Just take the case of India: The culturally, socially and geographically vast nation no less than 1.25 billion people, 1,600 dialects; 330,000 gods and goddesses; 300 ways, hundreds of rivers worshipped as holy sites is one of the most ancient and richest cultures on the planet that presents itself differently every few miles. It's modern, albeit traditional. It’s fast getting urbanized and modernized, but there are lakhs of villages without basic facilities even as towering skyscrapers jostle shabby shanties for space. Sensitive and observant artists try and capture the contrasts coming to the fore even as winds of development lead to blatant consumerism.

In this backdrop, another ambitious and elaborate anthology tries to explore the various artistic practices as well artworks produced from a vibrant and diverse region. Critics, scholars, researchers and renowned curators offer their insightful perspectives on dynamic Southeast Asian art scene. Their aim is not to precisely define the field or pinpoint its epicenter but to throw light on its gradually changing nature and its meaningful interactions with an array of creative endeavors, cultures and histories elsewhere.

A series of essays in ‘Modern and Contemporary Southeast Asian Art: An Anthology’ (Edited by Nora A. Taylor, Boreth Ly; Publishers; Southeast Asia Program Publications; Pages: 280 Price: $51.95) look to examine a wide range of new and modern work, from Thai art Installations, seeking audience participation and sculptures that look to invoke deep post-conflict trauma In Cambodia. This in a way challenges traditional definitions of the art object’. Keeping the dynamic approach in mind, the authors not only offer a lively study of art in the region, but also challenge and initiate broad debates about both international and trans-national art.

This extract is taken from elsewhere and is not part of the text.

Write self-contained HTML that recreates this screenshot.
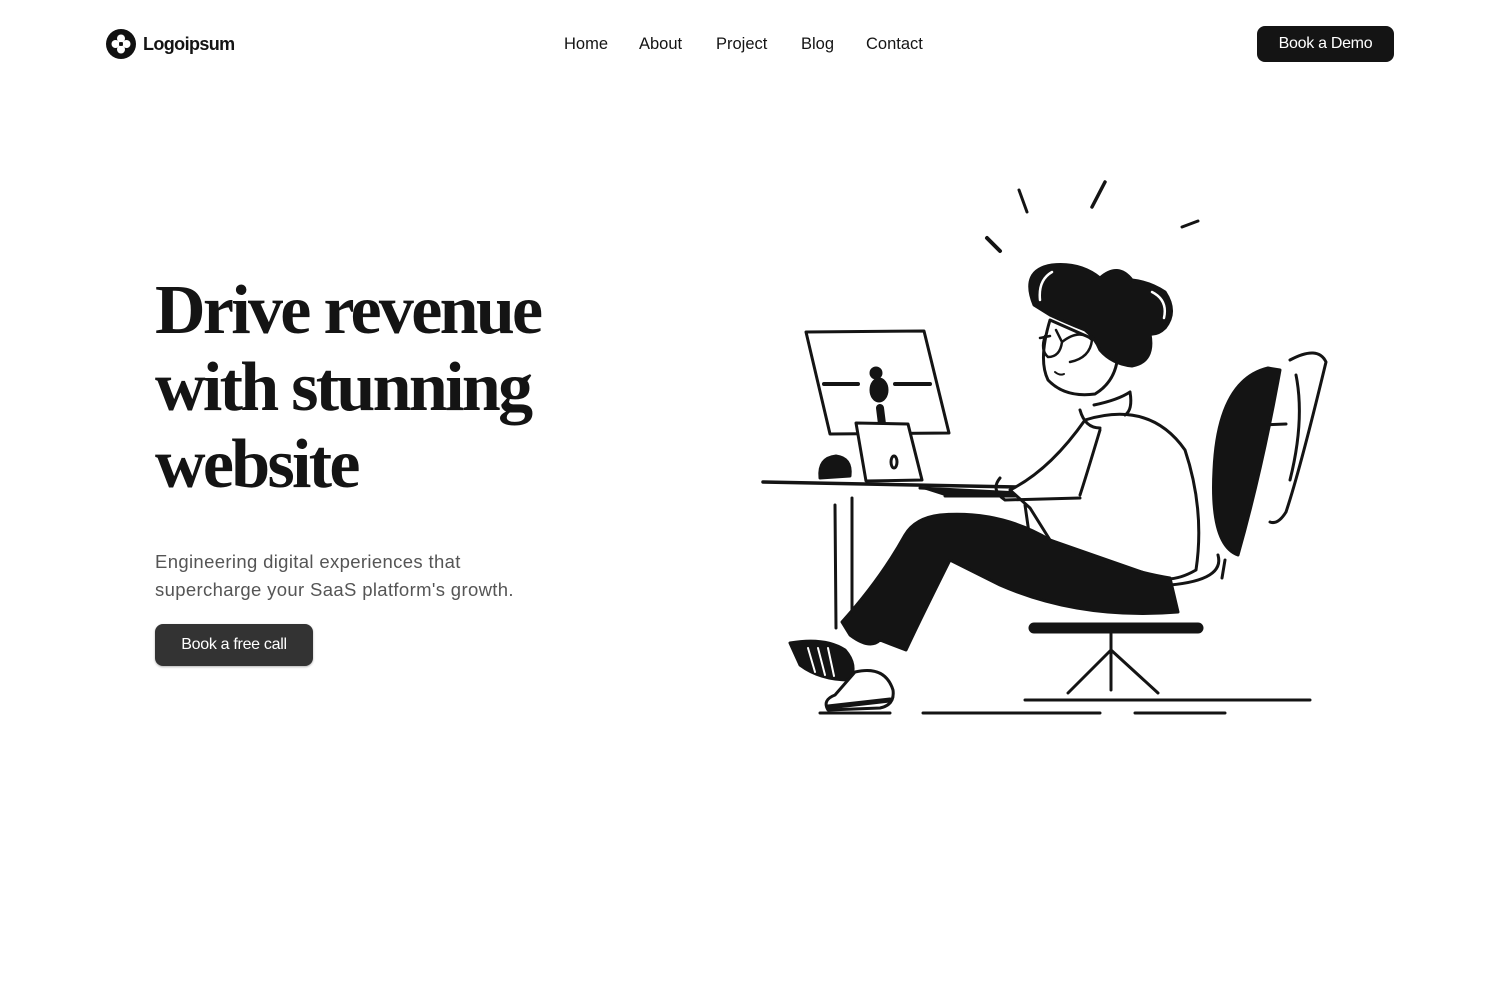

An introduction by Nora Taylor tries to expand the concept, discussing ‘Who Speaks for Southeast Asian Art?’ Other accompanying essays dwell upon allied issues and themes like ‘The Southeast Asian Modem: Three Artists’ (John Clark); ‘Vietnamese Modem Art: An Unfinished Journey’ (Boitran Huynh-Beattie); ‘The Cultural Politics of Modem and Contemporary Islamic Art in Southeast Asia (Kenneth M. George); ‘Thai Artists, Resisting the Age of Spectacle’ (Sandra Cate); ‘Many Returns: Contemporary Vietnamese Diasporic Artists’ (Viet Le); ‘Turns in Tropics: Artist-Curator’ (Patrick D. Flares); ‘The Assumption of Love: Friendship and the Search for Discursive Density’ (Lee Weng Choy) and ‘Uncommon Sense: "Empty the Visual from Eyes of Flesh’ (Flaudette May V. Datuin), among others.

The extensive overview gives readers the perfect opportunity to derive a cogent picture of the common threads, linking art practices from the Southeast Asian countries. However diverse their cultures and national structures, as it emphasizes, the artists’ core purpose remains exploring topics like nation-building, history, memory, urbanization, and religious and gender discourses. In its all-encompassing scope of intellectual interests and contemporary context, the book adds a new perspective to art in Southeast Asia. Its specific methodological relevance will be of special interest to those concerned with, visual culture, art history, religious studies, anthropology and political science. The meticulously edited collection of essays ‘as if complicates and twists our ever-evolving understanding of exactly what 'contemporary art' means.